11 – 祈り~涙の軌道 (Inori ~Namida no Kidou – Prayer~Path of Tears) (5:43)

“Inori” is a sweet song, and musically unimpeachable. It works well after “Happy Song”, even though it can’t match that track’s musical complexity. It can boast some notable hooks – the twinkles at 0:45, the three “sayonara”s at 1:13, and the countermelody at 3:30. So, it’s not without beautiful musical touches.

As a concluding song, it works very well. It could almost be the closing song to a Christmas movie, or something like that.
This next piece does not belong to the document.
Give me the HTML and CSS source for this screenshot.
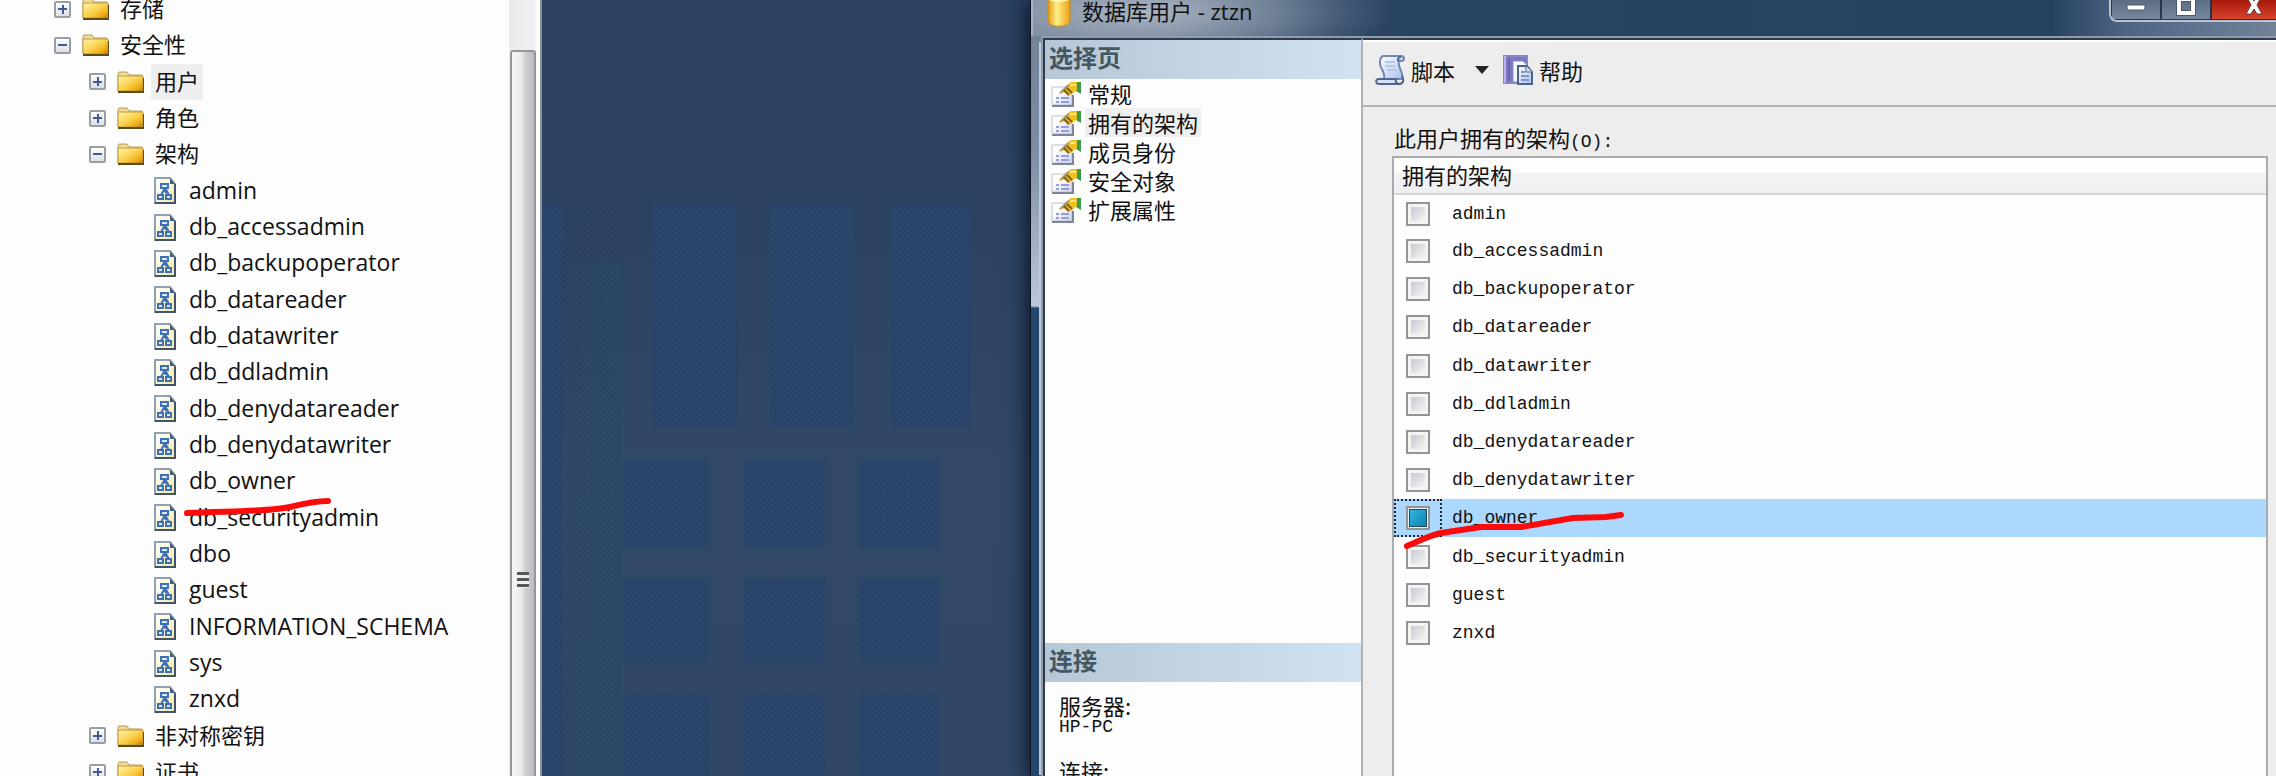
FILE: index.html
```html
<!DOCTYPE html>
<html lang="zh-CN">
<head>
<meta charset="UTF-8">
<meta name="viewport" content="width=device-width, initial-scale=1.0">
<title>数据库用户 - ztzn</title>
<link rel="stylesheet" href="styles.css">
</head>
<body>

<!-- shared icons -->
<svg class="defs" width="0" height="0" aria-hidden="true">
    <defs>
        <linearGradient id="gold" x1="0" y1="0" x2="1" y2="1">
            <stop offset="0" stop-color="#fff3a8"/>
            <stop offset="0.5" stop-color="#fbd250"/>
            <stop offset="0.8" stop-color="#eeaa10"/>
            <stop offset="1" stop-color="#a87408"/>
        </linearGradient>
        <linearGradient id="page" x1="0" y1="0" x2="1" y2="1">
            <stop offset="0" stop-color="#ffffff"/>
            <stop offset="1" stop-color="#f3e9a4"/>
        </linearGradient>
        <linearGradient id="sheet" x1="0" y1="0" x2="1" y2="1">
            <stop offset="0" stop-color="#ffffff"/>
            <stop offset="1" stop-color="#a9bfe8"/>
        </linearGradient>
        <linearGradient id="paper" x1="0" y1="0" x2="1" y2="1">
            <stop offset="0.3" stop-color="#ffffff"/>
            <stop offset="1" stop-color="#ccd4f2"/>
        </linearGradient>
        <linearGradient id="drum" x1="0" y1="0" x2="1" y2="0">
            <stop offset="0" stop-color="#e09a10"/>
            <stop offset="0.4" stop-color="#fff08a"/>
            <stop offset="1" stop-color="#e8a010"/>
        </linearGradient>
    </defs>
    <symbol id="folder" viewBox="0 0 27 22">
        <path d="M1 20V3l1-2h8l2 3h13v16z" fill="#f0dc98" stroke="#b59b58"/>
        <path d="M1 5h25v15H1z" fill="url(#gold)" stroke="#c39a3c"/>
        <path d="M1 21h26V7" fill="none" stroke="#5b4a1c" stroke-width="2"/>
    </symbol>
    <symbol id="schema" viewBox="0 0 22 27">
        <path d="M1 1h15l5 6v19H1z" fill="url(#page)" stroke="#8fa1b2" stroke-width="2"/>
        <path d="M16 1v6h5z" fill="#46607c"/>
        <path d="M21 7v19H1" fill="none" stroke="#43546a" stroke-width="2"/>
        <path d="M11 11l-4 7M11 11l4 7M9 13l4 3" fill="none" stroke="#3f6fb5" stroke-width="2"/>
        <path d="M7 7h7v4H7zM4 18h5v4H4zM12 18h5v4h-5z" fill="#d9ebff" stroke="#3f6fb5" stroke-width="2"/>
    </symbol>
    <symbol id="props" viewBox="0 0 30 26">
        <path d="M1 6h20v18H1z" fill="url(#paper)" stroke="#bcc0cc"/>
        <path d="M1 25h21V14" fill="none" stroke="#80849a" stroke-width="2"/>
        <path d="M5 17h3M5 21h3M10 17h8M10 21h8" stroke="#989dd6" stroke-width="2"/>
        <path d="M25 1h5v12l-5-3z" fill="#3b9a48"/>
        <path d="M8 12l8-8 4-3h6v8l-5 4-4 2-4-4-4 2z" fill="#f2c01d"/>
        <path d="M8 12l8-8 3-1-5 8z" fill="#a39668"/>
        <path d="M13 9l5 5M16 7l5 5" stroke="#7d6218" stroke-width="2"/>
        <path d="M19 4h6" stroke="#ffe680" stroke-width="2"/>
    </symbol>
</svg>

<main class="screen">

    <section class="explorer">
        <ul class="tree">
            <li class="l1"><button class="exp plus" aria-label="展开"></button><svg class="folder"><use href="#folder"/></svg><span>存储</span></li>
            <li class="l1"><button class="exp" aria-label="折叠"></button><svg class="folder"><use href="#folder"/></svg><span>安全性</span></li>
            <li class="l2"><button class="exp plus" aria-label="展开"></button><svg class="folder"><use href="#folder"/></svg><span class="picked">用户</span></li>
            <li class="l2"><button class="exp plus" aria-label="展开"></button><svg class="folder"><use href="#folder"/></svg><span>角色</span></li>
            <li class="l2"><button class="exp" aria-label="折叠"></button><svg class="folder"><use href="#folder"/></svg><span>架构</span></li>
            <li class="l3"><svg class="schema"><use href="#schema"/></svg><span>admin</span></li>
            <li class="l3"><svg class="schema"><use href="#schema"/></svg><span>db_accessadmin</span></li>
            <li class="l3"><svg class="schema"><use href="#schema"/></svg><span>db_backupoperator</span></li>
            <li class="l3"><svg class="schema"><use href="#schema"/></svg><span>db_datareader</span></li>
            <li class="l3"><svg class="schema"><use href="#schema"/></svg><span>db_datawriter</span></li>
            <li class="l3"><svg class="schema"><use href="#schema"/></svg><span>db_ddladmin</span></li>
            <li class="l3"><svg class="schema"><use href="#schema"/></svg><span>db_denydatareader</span></li>
            <li class="l3"><svg class="schema"><use href="#schema"/></svg><span>db_denydatawriter</span></li>
            <li class="l3"><svg class="schema"><use href="#schema"/></svg><span>db_owner</span>
                <svg class="mark mark-tree" viewBox="0 0 150 20" aria-hidden="true"><path d="M3 15C40 13 85 14 106 9C122 5 132 3 144 3"/></svg>
            </li>
            <li class="l3"><svg class="schema"><use href="#schema"/></svg><span>db_securityadmin</span></li>
            <li class="l3"><svg class="schema"><use href="#schema"/></svg><span>dbo</span></li>
            <li class="l3"><svg class="schema"><use href="#schema"/></svg><span>guest</span></li>
            <li class="l3"><svg class="schema"><use href="#schema"/></svg><span>INFORMATION_SCHEMA</span></li>
            <li class="l3"><svg class="schema"><use href="#schema"/></svg><span>sys</span></li>
            <li class="l3"><svg class="schema"><use href="#schema"/></svg><span>znxd</span></li>
            <li class="l2"><button class="exp plus" aria-label="展开"></button><svg class="folder"><use href="#folder"/></svg><span>非对称密钥</span></li>
            <li class="l2"><button class="exp plus" aria-label="展开"></button><svg class="folder"><use href="#folder"/></svg><span>证书</span></li>
        </ul>
        <div class="scrollbar">
            <div class="thumb"><i class="grip"></i></div>
        </div>
    </section>

    <section class="desktop">
        <svg class="wallpaper" viewBox="0 0 488 776" preserveAspectRatio="xMinYMin slice" aria-hidden="true">
            <defs>
                <pattern id="dots" width="6" height="6" patternUnits="userSpaceOnUse">
                    <path d="M0 0h2v2H0zM3 3h2v2H3z" fill="#1f3a5e" opacity="0.35"/>
                </pattern>
                <linearGradient id="haze" x1="0" y1="0" x2="1" y2="0">
                    <stop offset="0" stop-color="#2b4a64" stop-opacity="0.2"/>
                    <stop offset="1" stop-color="#2b4a64" stop-opacity="0.8"/>
                </linearGradient>
            </defs>
            <path d="M24 260h55v516H24z" fill="url(#haze)"/>
            <g fill="#2b456b">
                <path d="M0 203h20v573H0zM110 203h84v221h-84zM226 203h84v221h-84zM347 203h79v221h-79z"/>
                <path d="M81 457h85v87H81zM201 457h80v87h-80zM315 457h80v87h-80z"/>
                <path d="M81 575h85v83H81zM201 575h80v83h-80zM315 575h80v83h-80z"/>
                <path d="M81 690h85v86H81zM201 690h80v86h-80zM315 690h80v86h-80z"/>
            </g>
            <g fill="url(#dots)">
                <path d="M0 203h79v573H0zM110 203h84v221h-84zM226 203h84v221h-84zM347 203h79v221h-79z"/>
                <path d="M81 457h85v87H81zM201 457h80v87h-80zM315 457h80v87h-80z"/>
                <path d="M81 575h85v83H81zM201 575h80v83h-80zM315 575h80v83h-80z"/>
                <path d="M81 690h85v86H81zM201 690h80v86h-80zM315 690h80v86h-80z"/>
            </g>
        </svg>
    </section>

    <section class="dialog">
        <header class="titlebar">
            <svg class="db" viewBox="0 0 24 34"><path d="M1 5v23c0 7 22 7 22 0V5z" fill="url(#drum)" stroke="#c98a14"/><ellipse cx="12" cy="5" rx="11" ry="4" fill="#fff3b0"/></svg>
            <h1>数据库用户 - ztzn</h1>
            <div class="winbtns">
                <button aria-label="最小化"><svg width="20" height="7"><path d="M1 1h18v5H1z" fill="#fff" stroke="#4d5666"/></svg></button>
                <button aria-label="最大化"><svg width="20" height="20"><path d="M3 3h14v14H3z" fill="none" stroke="#4d5666" stroke-width="6"/><path d="M3 3h14v14H3z" fill="none" stroke="#fff" stroke-width="4"/></svg></button>
                <button class="close" aria-label="关闭"><svg width="20" height="20"><path d="M3 1h5l2 4 2-4h5l-4 8 5 9h-5l-3-5-3 5H2l5-9z" fill="#fff" stroke="#6b3a3a"/></svg></button>
            </div>
        </header>

        <div class="client">
            <aside class="sidebar">
                <h2>选择页</h2>
                <ul class="pages">
                    <li><svg><use href="#props"/></svg><a href="#">常规</a></li>
                    <li><svg><use href="#props"/></svg><a href="#" class="current">拥有的架构</a></li>
                    <li><svg><use href="#props"/></svg><a href="#">成员身份</a></li>
                    <li><svg><use href="#props"/></svg><a href="#">安全对象</a></li>
                    <li><svg><use href="#props"/></svg><a href="#">扩展属性</a></li>
                </ul>
                <h2>连接</h2>
                <dl class="conn">
                    <dt>服务器:</dt>
                    <dd>HP-PC</dd>
                    <dt>连接:</dt>
                </dl>
            </aside>

            <div class="content">
                <div class="toolbar">
                    <button>
                        <svg viewBox="0 0 30 30">
                            <path d="M8 1h18c4 0 4 5 0 5h-2c-2 6 5 11 3 18H9c2-7-5-11-4-17 0-3 1-5 3-6z" fill="url(#sheet)" stroke="#7186b5" stroke-width="2"/>
                            <path d="M24 6c-2-1-1-4 2-4" fill="none" stroke="#4f648f" stroke-width="2"/>
                            <path d="M10 7h10M10 11h10M12 15h10" stroke="#b5c6ea" stroke-width="2"/>
                            <path d="M3 24h18c-1 3 1 5 4 5H4c-3 0-4-4-1-5z" fill="#d5e0f7" stroke="#4f648f" stroke-width="2"/>
                            <path d="M25 29c4-1 4-5 2-8" fill="none" stroke="#4f648f" stroke-width="2"/>
                        </svg>
                        脚本
                    </button>
                    <button class="drop" aria-label="脚本选项"><svg width="14" height="8"><path d="M0 0h14L7 8z" fill="#222"/></svg></button>
                    <button>
                        <svg viewBox="0 0 30 30">
                            <path d="M1 1h23v27H1z" fill="#7d77c4" stroke="#8a85c8" stroke-width="2"/>
                            <path d="M2 1v27" stroke="#b9b5e8" stroke-width="2"/>
                            <path d="M6 3v22" stroke="#5c559f"/>
                            <path d="M10 6h10l4 4v17H10z" fill="#f5f8ff" stroke="#8791bd"/>
                            <path d="M15 11h9l5 6v12H15z" fill="url(#sheet)" stroke="#4c648c" stroke-width="2"/>
                            <path d="M23 11v6h6" fill="#dce8ff" stroke="#4c648c"/>
                            <path d="M18 17h4M18 21h8M18 25h8" stroke="#7a97c8" stroke-width="2"/>
                        </svg>
                        帮助
                    </button>
                </div>

                <p class="caption">此用户拥有的架构<span class="mono">(O):</span></p>
                <div class="grid">
                    <table>
                        <thead>
                            <tr><th colspan="2">拥有的架构</th></tr>
                        </thead>
                        <tbody>
                            <tr><td><input type="checkbox" id="s1"></td><td><label for="s1">admin</label></td></tr>
                            <tr><td><input type="checkbox" id="s2"></td><td><label for="s2">db_accessadmin</label></td></tr>
                            <tr><td><input type="checkbox" id="s3"></td><td><label for="s3">db_backupoperator</label></td></tr>
                            <tr><td><input type="checkbox" id="s4"></td><td><label for="s4">db_datareader</label></td></tr>
                            <tr><td><input type="checkbox" id="s5"></td><td><label for="s5">db_datawriter</label></td></tr>
                            <tr><td><input type="checkbox" id="s6"></td><td><label for="s6">db_ddladmin</label></td></tr>
                            <tr><td><input type="checkbox" id="s7"></td><td><label for="s7">db_denydatareader</label></td></tr>
                            <tr><td><input type="checkbox" id="s8"></td><td><label for="s8">db_denydatawriter</label></td></tr>
                            <tr class="selected">
                                <td class="focus"><input type="checkbox" id="s9" checked></td>
                                <td><label for="s9">db_owner</label></td>
                            </tr>
                            <tr><td class="under"><input type="checkbox" id="s10">
                                <svg class="mark mark-grid" viewBox="0 0 222 38" aria-hidden="true"><path d="M4 34C18 28 28 23 38 21L78 15H118L170 6L203 5L218 3"/></svg>
                            </td><td><label for="s10">db_securityadmin</label></td></tr>
                            <tr><td><input type="checkbox" id="s11"></td><td><label for="s11">guest</label></td></tr>
                            <tr><td><input type="checkbox" id="s12"></td><td><label for="s12">znxd</label></td></tr>
                        </tbody>
                    </table>
                </div>
            </div>
        </div>
    </section>

</main>

</body>
</html>
```
FILE: styles.css
```css
* {
    box-sizing: border-box;
}

body {
    margin: 0;
    overflow: hidden;
    font-family: "Noto Sans CJK SC", sans-serif;
    font-size: 22px;
    color: #111;
    background-color: #fdfdfd;
}

ul, dl, dd, h1, h2, p {
    margin: 0;
    padding: 0;
    list-style: none;
}

button {
    border: none;
    padding: 0;
    background: none;
    font: inherit;
    color: inherit;
}

svg {
    display: block;
    flex: none;
}

.defs {
    position: absolute;
}

.mono, label, .conn dd {
    font-family: "Liberation Mono", monospace;
    font-size: 18px;
}

.screen {
    display: grid;
    grid-template-columns: 542fr 488fr 1246fr;
    height: 100vh;
    overflow: hidden;
}

/* object explorer */
.explorer {
    display: flex;
    min-width: 0;
    overflow: hidden;
    border-right: 2px solid #8d9299;
}

.tree {
    flex: 1;
    margin-top: -9px;
    font-family: "Open Sans", "Noto Sans CJK SC", sans-serif;
    line-height: 36px;
    white-space: nowrap;
}

.tree li {
    display: flex;
    align-items: center;
    position: relative;
    height: 36px;
}

.tree li:nth-child(3n) {
    height: 37px;
}

.l1 {
    padding-left: 54px;
}

.l2 {
    padding-left: 89px;
}

.l3 {
    padding-left: 154px;
    font-size: 23px;
}

.tree span {
    padding: 0 4px 2px;
    margin-left: 7px;
    line-height: 34px;
}

.tree .l3 span {
    margin-left: 9px;
}

.tree .picked {
    background-color: #eee;
}

.exp {
    width: 17px;
    height: 17px;
    margin-right: 11px;
    border: 2px solid #9a9da3;
    border-radius: 2px;
    background: linear-gradient(#3f5c96, #3f5c96) center / 9px 2px no-repeat, linear-gradient(#fff, #dcdfe4);
}

.exp.plus {
    background: linear-gradient(#3f5c96, #3f5c96) center / 9px 2px no-repeat, linear-gradient(#3f5c96, #3f5c96) center / 2px 9px no-repeat, linear-gradient(#fff, #dcdfe4);
}

.folder {
    width: 27px;
    height: 22px;
}

.schema {
    width: 22px;
    height: 27px;
}

.scrollbar {
    width: 31px;
    padding: 50px 4px 0 1px;
    background: linear-gradient(90deg, #ebebeb, #f0f0f0 26px, #fdfdfd 27px);
}

.thumb {
    display: flex;
    justify-content: center;
    height: 1050px;
    padding-top: 520px;
    border: 2px solid #96979b;
    border-radius: 3px;
    background: linear-gradient(90deg, #f6f6f6, #ececec 40%, #cfcfd2 60%, #bcbcc1);
}

.grip {
    width: 12px;
    height: 16px;
    background: repeating-linear-gradient(#55565a 0 3px, #eee 3px 6px);
}

/* red pen */
.mark {
    position: absolute;
    fill: none;
    stroke: #fb0b0b;
    stroke-width: 6;
    stroke-linecap: round;
    z-index: 2;
}

.mark-tree {
    left: 184px;
    top: 35px;
    width: 150px;
    height: 20px;
}

.mark-grid {
    left: 9px;
    top: -25px;
    width: 222px;
    height: 38px;
}

/* desktop */
.desktop {
    overflow: hidden;
    background: linear-gradient(#2a4160, #2d4362 30%, #324867 60%, #304766);
}

.wallpaper {
    width: 100%;
    height: 100%;
}

/* dialog window */
.dialog {
    position: relative;
    display: flex;
    flex-direction: column;
    min-width: 0;
    border-left: 1px solid #0c1524;
    box-shadow: -2px 0 20px rgba(0, 5, 20, 0.8);
    background: linear-gradient(#718097, #74849b 50px, #7d8ca4 150px, #bcc7da 306px, #25466b 308px);
}

.titlebar {
    display: flex;
    height: 36px;
    border-left: 2px solid #a5b3c4;
    padding-left: 14px;
    background:
        radial-gradient(250px 60px at 110px 12px, rgba(178, 187, 200, 0.9), rgba(150, 163, 180, 0.6) 50%, rgba(130, 145, 165, 0)),
        linear-gradient(90deg, #6c7c92, #5f7189 10%, #2b4563 24%, #25435f 50%, #27425f 82%, #4d6685 88%, #738197);
}

.titlebar h1 {
    flex: 1;
    margin-left: 11px;
    font-family: "Open Sans", "Noto Sans CJK SC", sans-serif;
    font-size: 22px;
    font-weight: normal;
    line-height: 22px;
}

.db {
    width: 24px;
    height: 34px;
    margin-top: -7px;
}

.winbtns {
    display: flex;
    height: 22px;
    margin-right: -23px;
    border: 2px solid #b8c3d0;
    border-top: none;
    border-bottom-left-radius: 8px;
    background: linear-gradient(#5c6c84, #7789a0);
    overflow: hidden;
}

.winbtns button {
    display: flex;
    justify-content: center;
    align-items: center;
    width: 50px;
    height: 20px;
    padding-bottom: 8px;
    border: 1px solid #27384f;
    border-top: none;
}

.winbtns button:first-child {
    padding: 0 0 4px;
}

.winbtns .close {
    width: 86px;
    border-color: #5c1512;
    background: linear-gradient(#a8180c, #d8442c);
}

.client {
    flex: 1;
    display: flex;
    min-height: 0;
    margin-left: 10px;
    border: 2px solid #8d9cae;
    border-width: 2px 0 0 2px;
    box-shadow: -8px 0 0 -6px #c0cad6;
    background-color: #ededed;
}

.sidebar {
    width: 320px;
    border: solid #2e3b4c;
    border-width: 2px 0 0 2px;
    border-right: 2px solid #b0b2b5;
    background-color: #fdfdfd;
}

.sidebar h2 {
    height: 39px;
    padding-left: 4px;
    font-size: 24px;
    line-height: 34px;
    color: #44565f;
    background: linear-gradient(90deg, #b6c7d7, #d1e2f0);
}

.pages {
    height: 564px;
}

.pages li {
    display: flex;
    align-items: center;
    height: 29px;
    padding-left: 6px;
}

.pages svg {
    width: 30px;
    height: 26px;
}

.pages a {
    margin-left: 4px;
    padding: 0 3px;
    line-height: 29px;
    color: #111;
    text-decoration: none;
}

.pages a.current {
    background-color: #efefef;
}

.conn {
    padding: 12px 14px 0;
    line-height: 22px;
}

.conn dd {
    margin-bottom: 21px;
}

.content {
    flex: 1;
    display: flex;
    flex-direction: column;
    min-width: 0;
    border-top: 2px solid #2e3b4c;
}

.toolbar {
    display: flex;
    align-items: center;
    height: 67px;
    padding: 0 0 8px 12px;
    border-top: 2px solid #fff;
    border-bottom: 2px solid #b3b3b3;
}

.toolbar button {
    display: flex;
    align-items: center;
    gap: 6px;
}

.toolbar button svg {
    width: 30px;
    height: 30px;
}

.toolbar .drop {
    padding: 0 14px 0 20px;
}

.toolbar .drop svg {
    width: 14px;
    height: 8px;
}

.caption {
    padding: 16px 0 0 31px;
    line-height: 28px;
}

.grid {
    flex: 1;
    margin: 0 8px 0 29px;
    border: 2px solid #a8abaf;
    border-bottom: none;
    background-color: #fdfdfd;
}

table {
    width: 100%;
    border-collapse: collapse;
}

th {
    height: 36px;
    padding: 0 0 4px 8px;
    border-bottom: 2px solid #d5d5d5;
    font-weight: normal;
    line-height: 30px;
    text-align: left;
    background: linear-gradient(#fdfdfd 40%, #f1f3f5 45%, #eeeff1);
}

tbody tr {
    height: 38px;
}

tbody tr:nth-child(5n) {
    height: 39px;
}

td {
    padding: 0;
    line-height: 36px;
}

td:first-child {
    width: 48px;
    padding-left: 12px;
}

td label {
    display: block;
    padding-left: 10px;
}

.selected {
    background-color: #add8fe;
}

.focus {
    outline: 2px dotted #1b2b3d;
    outline-offset: -2px;
}

.under {
    position: relative;
}

td input {
    appearance: none;
    display: block;
    width: 24px;
    height: 24px;
    margin: 0;
    border: 2px solid #939496;
    background: linear-gradient(135deg, #c6cad2, #f4f4f4) content-box, #f4f4f4;
    padding: 3px;
}

td input:checked {
    background: linear-gradient(135deg, #35b5dc, #0a84b4) content-box, #1d4b66;
    padding: 2px;
    box-shadow: inset 0 0 0 1px #e8f4fa;
}
```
The verdict is a bit complicated. There were no musical missteps – all the music, with the possible exception of the transition at 3:24 in “Kako to Mirai to Koushin Suru Otoko”, was perfectly polished and nothing was jarring to the listener. I can easily put on the album while I’m working, and it is fine accompaniment to the daily grind.

The trouble comes when you want to enjoy it by listening to it directly (and often). It’s too gentle and cautious. For much of the album, it reminds me more of a pillow than that chai latte I was looking for. In descending order starting with the best, the songs that most impressed me were “Happy Song”, “Kako to Mirai to Koushin Suru Otoko”, “Inori ~Namida no Kidou”, “Kazoe Uta”, “Joutoku”, and “End of the day”. The rest? Little more than musical fluff – songs that I’m already bored with (keeping in mind that I’m not taking the lyrics into consideration). “Marshmallow day” was borderline because it at least stood out, but I really don’t like the style, and it didn’t do justice to Sakurai-san’s voice.

But my sole requirement for an album is that I can work while it’s on, and in that respect this is a good album. It’s not fair to expect every song to be a potential single. However, I really think they could have done better than this. There wasn’t enough energy built into this album, and what there was ended up at the back-end.